Jonny’s discussion of the legend of Jonny Appleseed negotiates the divide between the overwhelming whiteness of the legend and how mythmaking operates in his own Cree culture. The summer camp where he realizes he is gay is also the summer camp where he first learns about Jonny Appleseed. Throughout these chapters, Jonny struggles with how his intersectional relationships between being gay, Two-Spirit, and Cree all inform one another. He moves away from home—away from the reservation—because it not only feels impossible to have a full queer and Two-Spirit life there, but because extended family members threaten him with physical violence for his presence in his own home.

Yet despite this complicated relationship with both the various aspects of his own identity and with the place he calls home, his worldview is deeply underpinned and informed by Cree culture, language, and cosmogony. His dreams are spiritually important to him and to others in his family; in them, he sees figures from the Cree pantheon.

Operating at the intersection of LGBTQ+ identity and Indigenous identity, the character of Jonny curves both toward each other. He and others struggle with their interrelationship: he feels unwelcome on the rez, but Tias feels like he doesn’t count as gay despite regularly having a romantic and sexual relationship with Jonny since they were teenagers.

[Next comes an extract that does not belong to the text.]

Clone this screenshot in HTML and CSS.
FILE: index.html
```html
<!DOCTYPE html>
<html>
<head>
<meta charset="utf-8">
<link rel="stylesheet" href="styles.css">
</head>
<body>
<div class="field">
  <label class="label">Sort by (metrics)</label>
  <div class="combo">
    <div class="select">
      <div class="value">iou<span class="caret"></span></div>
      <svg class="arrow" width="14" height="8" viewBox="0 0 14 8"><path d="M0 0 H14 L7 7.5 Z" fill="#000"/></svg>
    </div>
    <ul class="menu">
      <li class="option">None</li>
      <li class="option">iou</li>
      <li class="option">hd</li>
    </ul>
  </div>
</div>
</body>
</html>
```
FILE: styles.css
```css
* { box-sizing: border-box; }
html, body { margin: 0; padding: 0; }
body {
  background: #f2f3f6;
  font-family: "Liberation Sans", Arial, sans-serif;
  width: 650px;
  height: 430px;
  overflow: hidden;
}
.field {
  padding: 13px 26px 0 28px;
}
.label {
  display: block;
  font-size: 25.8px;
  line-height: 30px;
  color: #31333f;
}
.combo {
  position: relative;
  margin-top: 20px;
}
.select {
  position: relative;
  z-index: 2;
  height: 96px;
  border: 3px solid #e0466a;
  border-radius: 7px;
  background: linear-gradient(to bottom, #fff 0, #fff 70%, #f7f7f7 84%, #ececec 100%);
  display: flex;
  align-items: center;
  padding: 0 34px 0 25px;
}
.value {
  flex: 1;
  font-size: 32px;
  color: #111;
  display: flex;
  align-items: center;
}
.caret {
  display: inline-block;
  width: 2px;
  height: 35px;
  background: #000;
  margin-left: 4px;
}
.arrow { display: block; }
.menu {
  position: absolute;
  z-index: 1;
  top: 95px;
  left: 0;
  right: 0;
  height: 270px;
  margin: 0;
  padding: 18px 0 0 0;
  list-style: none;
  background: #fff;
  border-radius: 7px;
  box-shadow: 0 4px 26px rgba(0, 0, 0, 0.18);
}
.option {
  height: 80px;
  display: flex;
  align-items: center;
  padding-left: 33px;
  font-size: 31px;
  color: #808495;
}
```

The gay “bear” identity, which usually indicates a large, hairy man, reminds him of the Cree historical figure Big Bear. He discusses the dynamic between using his identity to make more money off of clients while also seeing the culturally specific Two-Spirit aspect of his identity as integral to his conception of self. Jonny sees his own lovemaking as a religious and spiritual experience. The physicality of his body and the bodies of others he sleeps with, including Tias, work in relationship to the earth. The way he describes sex, especially in Chapter 8, seems more like a natural process akin to a tide or change of seasons rather than an unearthly or religious process.